Years before the Society’s foundation, Neale had been inhibited by the Bishop
of Chichester from exercising his priestly duties in the village, evidently on
account of the bishop’s resentment of Neale’s church furnishings, etc., at
Sackville College.
John Mason Neale had his lighter side, too, as evienced by
a joke he once played on John Keble. As related by Neale’s associate G.
Moultrie and quoted in A. G. Lough, The Influence of John Mason Neale
(London, SPCK 1962, p. 95):
[Neale] was invited by Mr. Keble and the Bishop of Salisbury to assist them with their new Hymnal, and for this reason he paid a visit to Hursley Parsonage [Keble’s residence]…[Keble] related that having to go to another room to find some papers he was detained a short time. On his return, Dr. Neale said, “Why Keble! I thought you told me that the Christian Year was entirely original!” “Yes,” he answered, “it certainly is.” “Then how comes this” And Dr. Neale placed before him the Latin of one of Keble’s hymns for a Saint’s day — I think it was for St. Luke’s. Keble professed himself utterly confounded. There was the English, which he knew that he had made, and there too no less certainly was the Latin, with far too unpleasant a resemblance to his own to be fortuitous.
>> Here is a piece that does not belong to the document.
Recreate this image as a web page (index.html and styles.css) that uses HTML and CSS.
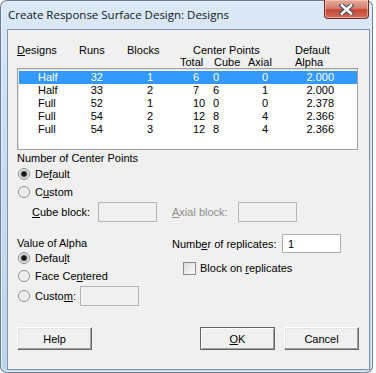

He protested that he had never seen this “original,” no, not in all his life! etc. etc. After a few minutes, Neale relieved him by owning that he had just turned it into Latin in his absence.
Never in his lifetime was Neale adequately appreciated in his own church. Neale’s Doctor of Divinity degree was conferred by Trinity College, Hartford, Connecticut, in 1860. At Neale’s funeral the highest ranking clergymen were Orthodox. Neale could never have guessed how much he accomplished for the church and for generations of Christians who would sing the hymns he gave them.